Required work — All the data should come back exactly as it was given.

Stored data —
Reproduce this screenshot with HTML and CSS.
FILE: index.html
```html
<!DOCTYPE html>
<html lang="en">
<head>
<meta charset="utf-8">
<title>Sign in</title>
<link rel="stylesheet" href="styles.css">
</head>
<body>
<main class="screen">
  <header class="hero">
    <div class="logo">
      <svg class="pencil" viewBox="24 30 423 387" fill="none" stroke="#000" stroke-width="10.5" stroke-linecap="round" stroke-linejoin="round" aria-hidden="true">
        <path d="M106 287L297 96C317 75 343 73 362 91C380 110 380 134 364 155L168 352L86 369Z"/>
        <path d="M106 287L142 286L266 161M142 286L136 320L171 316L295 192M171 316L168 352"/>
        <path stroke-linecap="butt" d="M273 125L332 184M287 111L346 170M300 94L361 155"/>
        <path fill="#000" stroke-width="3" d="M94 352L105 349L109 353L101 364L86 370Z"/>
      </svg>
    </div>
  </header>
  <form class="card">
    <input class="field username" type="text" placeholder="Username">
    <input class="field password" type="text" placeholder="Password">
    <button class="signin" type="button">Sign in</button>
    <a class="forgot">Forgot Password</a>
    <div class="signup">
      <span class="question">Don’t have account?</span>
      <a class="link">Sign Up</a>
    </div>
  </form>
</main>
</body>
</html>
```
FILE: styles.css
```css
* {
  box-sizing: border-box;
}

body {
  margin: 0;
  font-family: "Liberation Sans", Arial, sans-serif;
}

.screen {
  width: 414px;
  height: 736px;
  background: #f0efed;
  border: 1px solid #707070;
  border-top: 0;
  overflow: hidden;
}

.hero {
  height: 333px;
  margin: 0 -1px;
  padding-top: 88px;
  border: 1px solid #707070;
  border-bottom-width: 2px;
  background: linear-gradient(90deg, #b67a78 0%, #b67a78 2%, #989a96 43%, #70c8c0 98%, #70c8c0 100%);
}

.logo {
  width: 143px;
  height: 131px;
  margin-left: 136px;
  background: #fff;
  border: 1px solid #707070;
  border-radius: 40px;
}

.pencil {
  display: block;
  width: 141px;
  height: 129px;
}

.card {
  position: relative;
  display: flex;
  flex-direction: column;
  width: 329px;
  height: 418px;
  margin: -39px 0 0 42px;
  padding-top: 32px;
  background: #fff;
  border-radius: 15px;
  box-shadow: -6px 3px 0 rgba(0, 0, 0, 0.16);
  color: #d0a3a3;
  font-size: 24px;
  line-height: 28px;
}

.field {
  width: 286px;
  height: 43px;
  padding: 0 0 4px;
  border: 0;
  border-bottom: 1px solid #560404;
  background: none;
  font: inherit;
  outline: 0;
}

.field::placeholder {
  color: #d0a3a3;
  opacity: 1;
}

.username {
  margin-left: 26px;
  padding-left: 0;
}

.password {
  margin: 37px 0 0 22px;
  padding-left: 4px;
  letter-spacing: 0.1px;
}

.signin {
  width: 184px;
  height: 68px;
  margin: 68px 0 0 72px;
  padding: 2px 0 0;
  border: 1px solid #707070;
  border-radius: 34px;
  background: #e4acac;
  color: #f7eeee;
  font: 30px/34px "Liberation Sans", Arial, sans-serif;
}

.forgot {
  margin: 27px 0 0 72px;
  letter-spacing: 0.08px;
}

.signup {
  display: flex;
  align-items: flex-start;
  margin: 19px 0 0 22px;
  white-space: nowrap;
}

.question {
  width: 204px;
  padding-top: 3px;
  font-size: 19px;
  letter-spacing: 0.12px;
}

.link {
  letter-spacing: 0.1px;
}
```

Exercise result —
Reproduce this screenshot with HTML and CSS.
FILE: index.html
```html
<!DOCTYPE html>
<html lang="en">
<head>
<meta charset="utf-8">
<title>Sign in</title>
<link rel="stylesheet" href="styles.css">
</head>
<body>
<main class="screen">
  <header class="hero">
    <div class="logo">
      <svg class="pencil" viewBox="24 30 423 387" fill="none" stroke="#000" stroke-width="10.5" stroke-linecap="round" stroke-linejoin="round" aria-hidden="true">
        <path d="M106 287L297 96C317 75 343 73 362 91C380 110 380 134 364 155L168 352L86 369Z"/>
        <path d="M106 287L142 286L266 161M142 286L136 320L171 316L295 192M171 316L168 352"/>
        <path stroke-linecap="butt" d="M273 125L332 184M287 111L346 170M300 94L361 155"/>
        <path fill="#000" stroke-width="3" d="M94 352L105 349L109 353L101 364L86 370Z"/>
      </svg>
    </div>
  </header>
  <form class="card">
    <input class="field username" type="text" placeholder="Username">
    <input class="field password" type="text" placeholder="Password">
    <button class="signin" type="button">Sign in</button>
    <a class="forgot">Forgot Password</a>
    <div class="signup">
      <span class="question">Don’t have account?</span>
      <a class="link">Sign Up</a>
    </div>
  </form>
</main>
</body>
</html>
```
FILE: styles.css
```css
* {
  box-sizing: border-box;
}

body {
  margin: 0;
  font-family: "Liberation Sans", Arial, sans-serif;
}

.screen {
  width: 414px;
  height: 736px;
  background: #f0efed;
  border: 1px solid #707070;
  border-top: 0;
  overflow: hidden;
}

.hero {
  height: 333px;
  margin: 0 -1px;
  padding-top: 88px;
  border: 1px solid #707070;
  border-bottom-width: 2px;
  background: linear-gradient(90deg, #b67a78 0%, #b67a78 2%, #989a96 43%, #70c8c0 98%, #70c8c0 100%);
}

.logo {
  width: 143px;
  height: 131px;
  margin-left: 136px;
  background: #fff;
  border: 1px solid #707070;
  border-radius: 40px;
}

.pencil {
  display: block;
  width: 141px;
  height: 129px;
}

.card {
  position: relative;
  display: flex;
  flex-direction: column;
  width: 329px;
  height: 418px;
  margin: -39px 0 0 42px;
  padding-top: 32px;
  background: #fff;
  border-radius: 15px;
  box-shadow: -6px 3px 0 rgba(0, 0, 0, 0.16);
  color: #d0a3a3;
  font-size: 24px;
  line-height: 28px;
}

.field {
  width: 286px;
  height: 43px;
  padding: 0 0 4px;
  border: 0;
  border-bottom: 1px solid #560404;
  background: none;
  font: inherit;
  outline: 0;
}

.field::placeholder {
  color: #d0a3a3;
  opacity: 1;
}

.username {
  margin-left: 26px;
  padding-left: 0;
}

.password {
  margin: 37px 0 0 22px;
  padding-left: 4px;
  letter-spacing: 0.1px;
}

.signin {
  width: 184px;
  height: 68px;
  margin: 68px 0 0 72px;
  padding: 2px 0 0;
  border: 1px solid #707070;
  border-radius: 34px;
  background: #e4acac;
  color: #f7eeee;
  font: 30px/34px "Liberation Sans", Arial, sans-serif;
}

.forgot {
  margin: 27px 0 0 72px;
  letter-spacing: 0.08px;
}

.signup {
  display: flex;
  align-items: flex-start;
  margin: 19px 0 0 22px;
  white-space: nowrap;
}

.question {
  width: 204px;
  padding-top: 3px;
  font-size: 19px;
  letter-spacing: 0.12px;
}

.link {
  letter-spacing: 0.1px;
}
```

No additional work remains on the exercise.